BP’s progress in shale underpinned its $10.5 billion acquisition last week of BHP Billiton’s US shale operations. The deal highlighted BP’s newfound confidence in a sector that has challenged oil majors, which initially struggled to adjust to the quick pace and fast-evolving methods used to tap shale with horizontal drilling and hydraulic fracturing.
BP and other majors that had traditionally focused on large, multi-year conventional drilling projects – such as Royal Dutch Shell and Chevron – were left behind when the shale boom took off a decade ago.
The British energy giant is now catching up with smaller rivals, using technology and its institutional knowledge from global operations to push shale into a second phase that it hopes will reward its massive scale over the agility of smaller competitors.

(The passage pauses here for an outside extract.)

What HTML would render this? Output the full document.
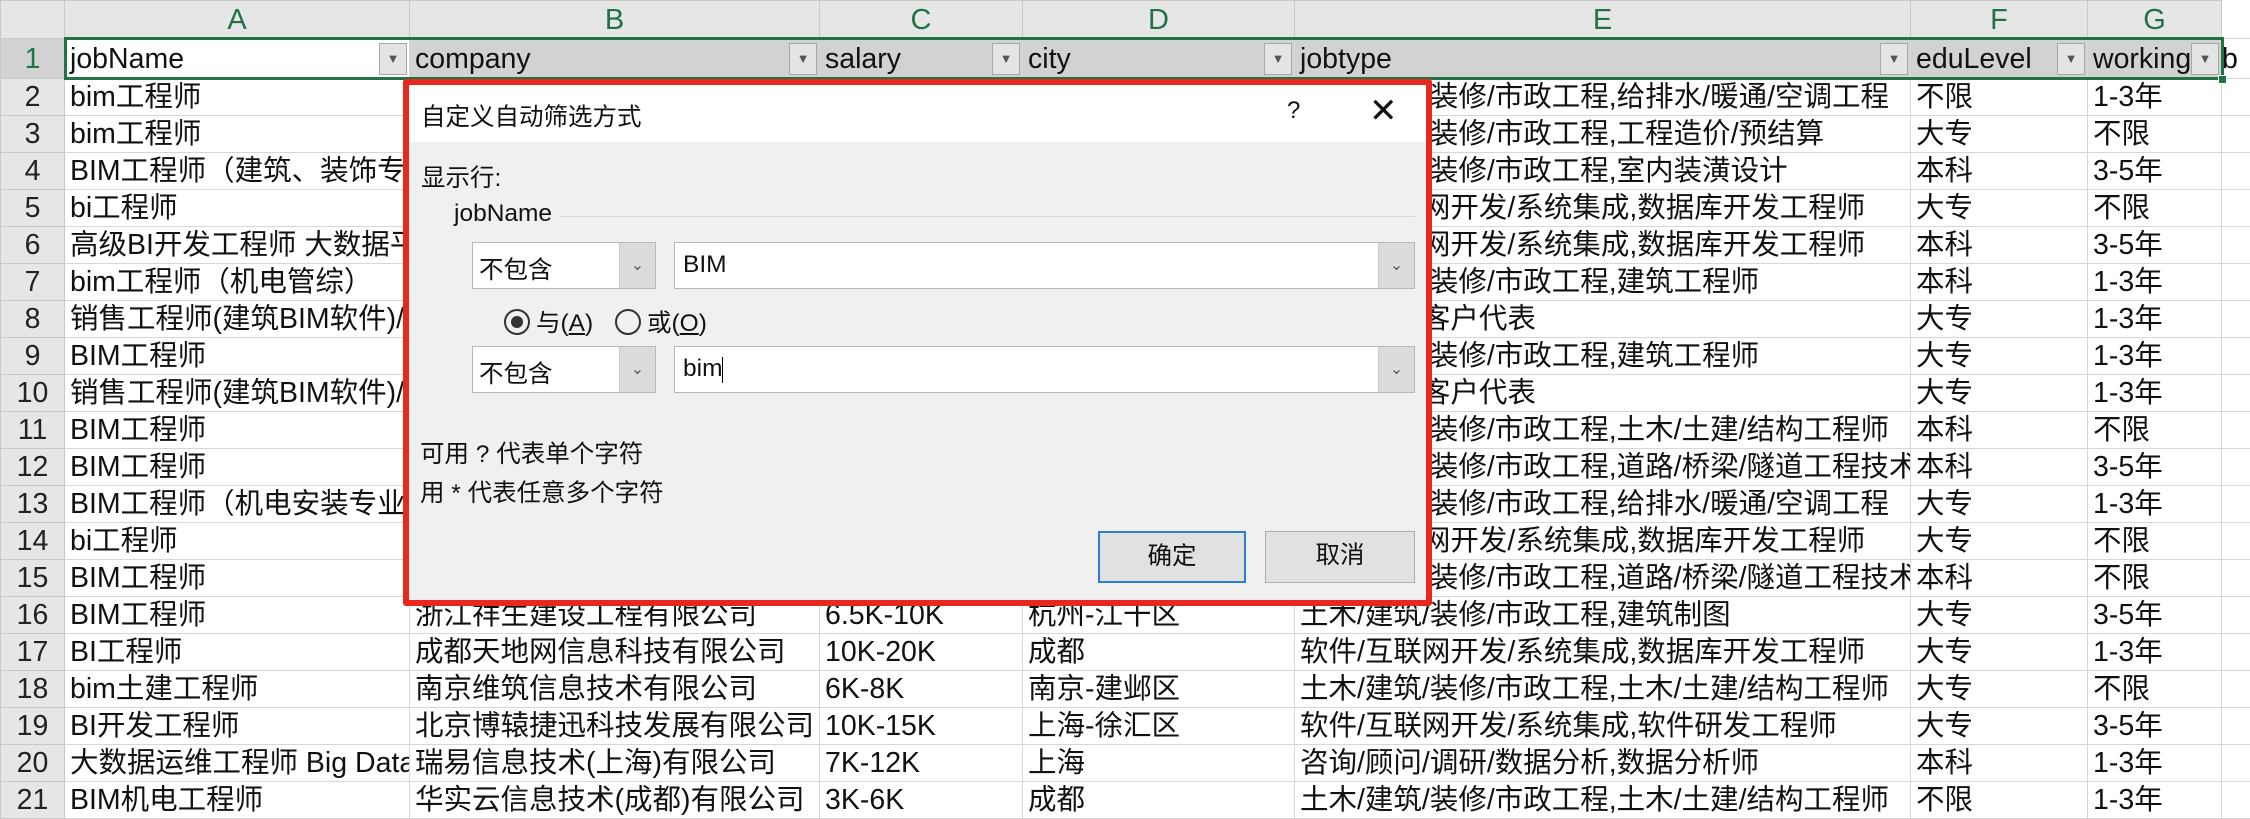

“We spent the last four years retooling our business and getting ready for this opportunity,” David Lawler, who heads BP’s shale business, said in a call with analysts after the BHP deal announcement. “We’re at the lowest production costs we’ve seen in many years. We’ll take that model, put that to work on these (BHP) assets and dramatically improve production and performance.”

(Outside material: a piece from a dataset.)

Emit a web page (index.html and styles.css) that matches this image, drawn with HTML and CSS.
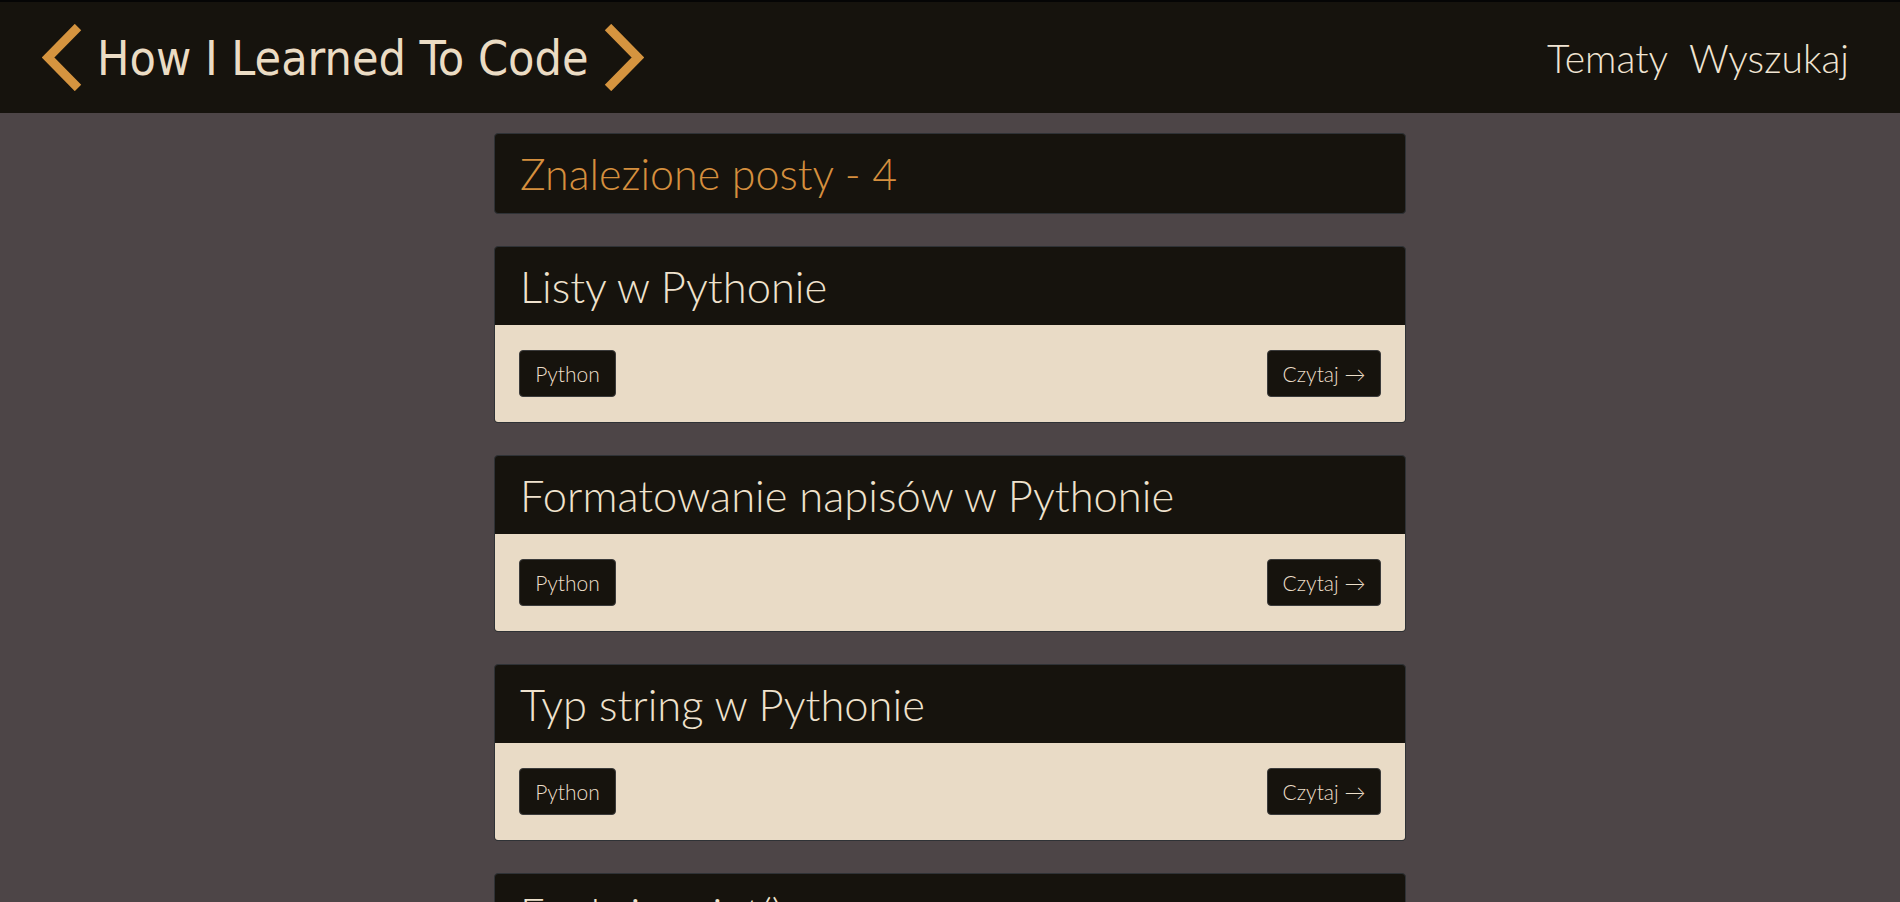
FILE: index.html
```html
<!DOCTYPE html>
<html lang="pl">
<head>
<meta charset="utf-8">
<title>How I Learned To Code</title>
<link rel="stylesheet" href="styles.css">
</head>
<body>
<header class="topbar">
  <a class="brand" href="#">
    <svg class="chev" viewBox="0 0 40 67" width="40" height="67" aria-hidden="true"><polyline points="36,3 6,33.5 36,64" fill="none" stroke="#d5943f" stroke-width="9"/></svg>
    <span class="brand-text">How I Learned To Code</span>
    <svg class="chev" viewBox="0 0 40 67" width="40" height="67" aria-hidden="true"><polyline points="4,3 34,33.5 4,64" fill="none" stroke="#d5943f" stroke-width="9"/></svg>
  </a>
  <nav class="nav">
    <a href="#">Tematy</a>
    <a href="#">Wyszukaj</a>
  </nav>
</header>
<main class="container">
  <section class="card summary"><h1>Znalezione posty - 4</h1></section>
  <article class="card post">
    <div class="post-head"><h2>Listy w Pythonie</h2></div>
    <div class="post-body"><span class="tag">Python</span><a class="read" href="#">Czytaj →</a></div>
  </article>
  <article class="card post">
    <div class="post-head"><h2>Formatowanie napisów w Pythonie</h2></div>
    <div class="post-body"><span class="tag">Python</span><a class="read" href="#">Czytaj →</a></div>
  </article>
  <article class="card post">
    <div class="post-head"><h2>Typ string w Pythonie</h2></div>
    <div class="post-body"><span class="tag">Python</span><a class="read" href="#">Czytaj →</a></div>
  </article>
  <article class="card post">
    <div class="post-head"><h2>Funkcja print()</h2></div>
    <div class="post-body"><span class="tag">Python</span><a class="read" href="#">Czytaj →</a></div>
  </article>
</main>
</body>
</html>
```

FILE: styles.css
```css
* { box-sizing: border-box; }
html, body { margin: 0; padding: 0; }
body {
  background: #4d4547;
  font-family: Lato, "Noto Sans", sans-serif;
  font-weight: 300;
  color: #ece0cc;
  min-height: 902px;
}
a { text-decoration: none; color: inherit; }

.topbar {
  height: 113px;
  background: #16130d;
  border-top: 2px solid #050505;
  display: flex;
  align-items: center;
  justify-content: space-between;
  padding: 0 51px 0 42px;
}
.brand { display: flex; align-items: center; gap: 15px; }
.chev { display: block; }
.brand-text {
  font-family: "DejaVu Sans Condensed", "DejaVu Sans", sans-serif;
  font-stretch: condensed;
  font-weight: 300;
  font-size: 48px;
  color: #ebdcc4;
}
.nav { display: flex; gap: 21px; }
.nav a { font-size: 39px; color: #f0e4d2; }

.container {
  width: 912px;
  margin: 20px auto 0;
  display: flex;
  flex-direction: column;
  gap: 32px;
}
.card {
  border: 1px solid #2f3236;
  border-radius: 4px;
  overflow: hidden;
  background: #16130d;
}
.summary {
  height: 81px;
  display: flex;
  align-items: center;
  padding: 0 25px;
}
.summary h1 {
  margin: 0;
  font-weight: 300;
  font-size: 43px;
  color: #d58f3e;
}
.post-head {
  height: 78px;
  display: flex;
  align-items: center;
  padding: 0 25px;
}
.post-head h2 {
  margin: 0;
  font-weight: 300;
  font-size: 43.5px;
  color: #efe2cd;
}
.post-body {
  background: #e9dbc6;
  padding: 25px 24px;
  display: flex;
  justify-content: space-between;
  align-items: center;
}
.tag, .read {
  display: inline-flex;
  align-items: center;
  justify-content: center;
  height: 47px;
  background: #16130d;
  border: 1px solid #3b3b3b;
  border-radius: 4px;
  font-size: 21px;
  color: #ecdfca;
}
.tag { width: 97px; }
.read { width: 114px; }
```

The BHP deal will transform BP into one of the world’s biggest shale oil and gas producers. BP’s total shale output will increase from 315,000 barrels of oil equivalent per day (boed) to more than 500,000 boed. Its reserves will jump 57 percent to 12.7 billion barrels of oil equivalent.
BP’s output of shale oil – which is worth more than natural gas – is poised to rise from about 10,000 barrels of oil per day (bpd) to about 200,000 bpd by the middle of the next decade.